Investigation of the Performance of Emergency Ventilation Strategies in the Event of Fires in a Road Tunnel — A Case Study

A study has been conducted at the National Research Council of Canada to evaluate the effectiveness of in-place emergency ventilation strategies to control smoke spread in the event of a fire in the Louis-Hippolyte-La Fontaine road tunnel. Some of these strategies date back to the design of the tunnel in 1964. Following a recent fire, the operating instructions have been revised. A scientific-based numerical and experimental evaluation of these operating instructions is the main objective of this paper. The numerical evaluation uses the fire dynamics simulator (FDS) model to investigate smoke ventilation in tunnels. The experimental evaluation is used to provide the necessary initial and boundary conditions for the numerical solutions. A parametric study is performed, using the FDS model, assuming a heat source of 20 MW in the tunnel. Two fire scenarios, deemed to cover the two main situations likely to occur in the tunnel, are simulated. The parameters examined are the capacity of ventilation fans and the percentage opening of the vent dampers. The results of the numerical analyses indicate that the phenomenon of `backlayering' does not occur in all simulated cases.

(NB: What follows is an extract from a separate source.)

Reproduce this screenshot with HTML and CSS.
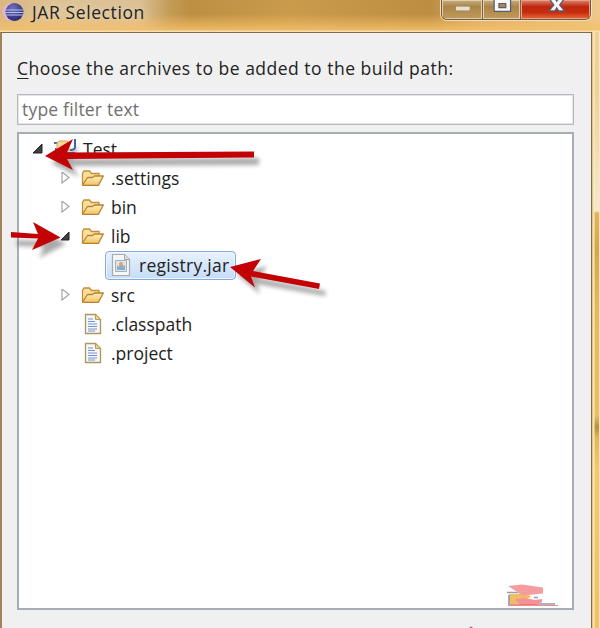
FILE: index.html
```
<!DOCTYPE html>
<html lang="en">
<head>
<meta charset="utf-8">
<title>JAR Selection</title>
<link rel="stylesheet" href="styles.css">
</head>
<body>
<svg class="defs" aria-hidden="true">
  <defs>
    <linearGradient id="gold" x1="0" y1="0" x2="0" y2="1"><stop offset="0" stop-color="#fff0bd"/><stop offset="1" stop-color="#f0c263"/></linearGradient>
    <radialGradient id="orb" cx=".4" cy=".3" r=".75"><stop offset="0" stop-color="#7771bd"/><stop offset=".6" stop-color="#40438f"/><stop offset="1" stop-color="#252569"/></radialGradient>
    <filter id="soft" x="-20%" y="-50%" width="140%" height="220%"><feGaussianBlur stdDeviation="2"/></filter>
    <symbol id="folder" viewBox="0 0 24 20"><path d="M1.5 17V5.5L3 3h5.500l2 2.500h7.500V9" fill="#fbdf9a" stroke="#c58e3c" stroke-width="1.300"/><path d="M1.500 17L6.500 9.500h5L13.500 8h8.800L17.500 17.300H2z" fill="url(#gold)" stroke="#b9802f" stroke-width="1.300" stroke-linejoin="round"/></symbol>
    <symbol id="file" viewBox="0 0 18 22"><path d="M1.500 1.500h10l5 5v14h-15z" fill="#f4f8fd" stroke="#aa985c" stroke-width="1.300"/><path d="M11.500 1.500v5h5z" fill="#ead78e" stroke="#b99d4d"/><path d="M4 6h5M4 8.500h7M4 11h9M4 13.500h9M4 16h9M4 18h7" stroke="#7891c5" stroke-width="1.100"/></symbol>
  </defs>
</svg>
<div class="window">
  <header class="titlebar">
    <svg class="orb" viewBox="0 0 22 20"><ellipse cx="9" cy="10" rx="8.500" ry="9" fill="#dfb6cc"/><ellipse cx="12.500" cy="10" rx="9" ry="9" fill="url(#orb)"/><path d="M4 8h17M3.500 10.500h18M4 13h17" stroke="#b9c2ea" stroke-width="1"/></svg>
    <span class="title">JAR Selection</span>
    <div class="controls">
      <span class="min"><svg viewBox="0 0 41 18"><rect x="14" y="6" width="15" height="5" fill="#eadfca" stroke="#a08c69"/></svg></span>
      <span class="max"><svg viewBox="0 0 39 18"><path d="M11.500-4h17v15.500h-17z M16.500 3.500v4h7v-4z" fill="#f8f8f8" fill-rule="evenodd" stroke="#5c5d6b" stroke-width="1.300"/></svg></span>
      <span class="close"><svg viewBox="0 0 69 18"><path d="M28-2h6l2 3 2-3h6l-5 7 5 6h-6l-2-3-2 3h-6l5-6z" fill="#f5f5f5" stroke="#5f5964" stroke-width="1.300"/></svg></span>
    </div>
  </header>
  <main class="dialog">
    <label class="prompt"><u>C</u>hoose the archives to be added to the build path:</label>
    <div class="filter"><span>type filter text</span></div>
    <div class="tree">
      <div class="row root"><svg class="twist" viewBox="0 0 12 12"><path d="M10 1v9H1z" fill="#404040" stroke="#222"/></svg><svg class="icon" viewBox="0 0 24 20"><path d="M1 4h7M2 10h5M1 17h17" stroke="#536cae" stroke-width="2"/><path d="M4 15V4l2-2h8l2 2v8" fill="#f9d896" stroke="#d6a35d"/><path d="M22 0v8q0 3-5 3M14 14h8" fill="none" stroke="#405da9" stroke-width="2"/></svg><span>Test</span></div>
      <div class="row"><svg class="twist" viewBox="0 0 12 12"><path d="M2 0v11l7-5.500z" fill="#fff" stroke="#a5a5a5" stroke-width="1.200"/></svg><svg class="icon"><use href="#folder"/></svg><span>.settings</span></div>
      <div class="row"><svg class="twist" viewBox="0 0 12 12"><path d="M2 0v11l7-5.500z" fill="#fff" stroke="#a5a5a5" stroke-width="1.200"/></svg><svg class="icon"><use href="#folder"/></svg><span>bin</span></div>
      <div class="row"><svg class="twist" viewBox="0 0 12 12"><path d="M9 2v8H1z" fill="#404040" stroke="#222"/></svg><svg class="icon"><use href="#folder"/></svg><span>lib</span></div>
      <div class="row jar"><div class="selected"><svg class="jaricon" viewBox="0 0 20 24"><path d="M1.500 1.500h12l5 5v16h-17z" fill="#f5f6f7" stroke="#a8a9ac" stroke-width="1.200"/><path d="M13.500 1.500v5h5" fill="#ddd" stroke="#aaa"/><path d="M4.500 7.500h11v11h-11z" fill="#dce6ec" stroke="#a0b1c0"/><path d="M6 17v-5l2 2 1-5 2 1 1 3 2-1v5z" fill="#8cabc5"/><circle cx="10" cy="11" r="2" fill="#e4a168"/></svg><span class="wide">registry.jar</span></div></div>
      <div class="row"><svg class="twist" viewBox="0 0 12 12"><path d="M2 0v11l7-5.500z" fill="#fff" stroke="#a5a5a5" stroke-width="1.200"/></svg><svg class="icon"><use href="#folder"/></svg><span>src</span></div>
      <div class="row"><i class="twist"></i><svg class="icon file"><use href="#file"/></svg><span>.classpath</span></div>
      <div class="row"><i class="twist"></i><svg class="icon file"><use href="#file"/></svg><span>.project</span></div>
    </div>
  </main>
</div>
<svg class="marks" viewBox="0 0 600 628" aria-hidden="true">
  <g fill="#666" opacity=".55" filter="url(#soft)" transform="translate(6 7)"><path d="M45 156l28-17-6 13 186-1v7l-187 1 7 11z"/><path d="M11 233l27 1-5-12 27 15-27 14 5-11-27-1z"/><path d="M230 267l31-8-8 12 67 13-1 5-68-12 3 10z"/></g>
  <g fill="#c30205"><path d="M45 156l28-17-6 13.500 187-1v6l-187 1.500 6 11z"/><path d="M11 232l27 2-5-12 27.500 15.500L32 250l6-11.500-27-1z"/><path d="M230 267l31-8-8 12 67 12.500-1 5.500-68-12.500 4 11z"/></g>
  <path d="M509 594h9l5-4 8 7-11 5 14 2h-25z" fill="#efbd63"/><path d="M507 592.500h11M509 595v10M534 597.500h4M538 604h17" stroke="#939bae" stroke-width="1.700"/><path d="M508 586l14-1.500 21 3v6l-20 2-8-5z" fill="#f49ca0"/><path d="M515 599l10-1 10 2 7-1v3l-7 3h-15z" fill="#f49296"/><path d="M508 605.500h50M510 604.500h28" stroke="#ee6d73" stroke-width=".8"/>
  <path d="M469 628l2-1.500 2 1.500z" fill="#9e6265"/>
</svg>
</body>
</html>
```
FILE: styles.css
```
* { box-sizing: border-box; }
body { margin: 0; width: 600px; height: 628px; overflow: hidden; font: 18px "Open Sans", "Noto Sans", sans-serif; color: #222; }
.defs { position: absolute; width: 0; height: 0; }
.window { width: 600px; height: 628px; display: grid; grid-template-rows: 32px 1fr; border-right: 1px solid #f9e7be; padding-right: 7px; background: linear-gradient(90deg, transparent 592px, #d7b77b 592px, #fff0ca 594px, transparent 595px), linear-gradient(#f0cf91 0, #f0d09a 90px, #f2e3c3 180px, #f4e8cc 211px, #e6b35a 213px, #d9a44e 250px, #ebb65c 310px, #f0bd65 415px, #b98c41 427px, #e8b458 438px, #f8c66f 470px, #f5be65 628px); }
.titlebar { display: flex; align-items: flex-start; width: 600px; height: 32px; background: linear-gradient(90deg, #d8b782 0, #dfc395 60px, #dac094 140px, #c39b56 170px, #bd8f43 190px, #ca9b4b 290px, #bd8e41 430px, #d9ad68 480px, #edc98e 600px); position: relative; }
.titlebar::after { content: ""; position: absolute; inset: 14px 0 0; background: linear-gradient(transparent, #f4bf68dd 16px, #f7ddb0 17px); }
.orb, .title { position: relative; z-index: 1; }
.orb { width: 22px; height: 20px; margin: 2px 0 0 2px; flex: none; }
.title { width: 115px; margin-left: 8px; line-height: 24px; white-space: nowrap; font-size: 17.5px; letter-spacing: .6px; text-shadow: 0 0 8px #fff8; }
.controls { display: flex; position: relative; z-index: 1; margin-left: 294px; width: 150px; height: 20px; border: 1px solid #695b47; border-top: 0; border-radius: 0 0 6px 6px; box-shadow: 0 0 0 1px #f8dfb3; overflow: hidden; }
.controls span { border-right: 1px solid #786348; box-shadow: inset 0 0 0 1px #e5cfaa; background: linear-gradient(#c7ae81, #a98548 35%, #c29b5c); }
.controls svg { display: block; width: 100%; height: 18px; }
.min { width: 41px; } .max { width: 39px; }
.controls .close { width: 69px; border-right: 0; background: linear-gradient(#d98a75 0, #bf260d 35%, #c52c0d 65%, #e96a39); box-shadow: inset 0 0 0 1px #e9a086; }
.dialog { width: 592px; padding: 21px 17px 18px 15px; border: 1px solid #806b46; border-left-width: 2px; border-left-color: #a08254; background: #f0f0f0; display: flex; flex-direction: column; }
.prompt { display: block; height: 40px; line-height: 29px; white-space: nowrap; font-size: 17.5px; letter-spacing: .5px; }
.prompt u { text-decoration-thickness: 1px; text-underline-offset: 3px; }
.filter { height: 31px; flex: none; border: 1px solid #b5b8c1; background: #fff; color: #707070; padding-left: 4px; line-height: 29px; font-size: 17.5px; letter-spacing: .2px; box-shadow: inset 0 0 0 1px #e4e5e9; }
.tree { height: 478px; flex: none; margin-top: 7px; background: #fff; border: 2px solid #a7adb7; }
.row { height: 29.2px; display: flex; align-items: center; padding-left: 41px; white-space: nowrap; font-size: 17.5px; }
.root { padding-left: 13px; }
.twist { display: block; width: 12px; height: 12px; flex: none; }
.icon { width: 24px; height: 20px; margin: 0 6px 0 9px; flex: none; }
.icon.file { width: 18px; height: 22px; margin: 0 9px 0 12px; }
.wide { letter-spacing: .25px; }
.jar { padding-left: 86px; }
.selected { width: 131px; height: 29px; display: flex; align-items: center; border: 1px solid #84aadb; border-radius: 4px; background: linear-gradient(#e8f2fe, #c5dcf8); box-shadow: inset 0 0 0 1px #eef6ff; }
.jaricon { width: 20px; height: 24px; margin: 0 8px 0 5px; flex: none; }
.marks { position: absolute; left: 0; top: 0; width: 600px; height: 628px; pointer-events: none; }
```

Backlayering is the situation in which smoke moves against the provided ventilation upstream of the fire creating an environment that poses a danger to both tunnel users and emergency responders. While the existing ventilation strategies are, in general, deemed acceptable, this article proposes recommendations to further improve the performance of tunnel ventilation. These recommendations have inspired the tunnel authorities to conduct a series of feasibility studies to re-engineer the ventilation system and refit the service galleries to improve the safety level for means of evacuation of the tunnel.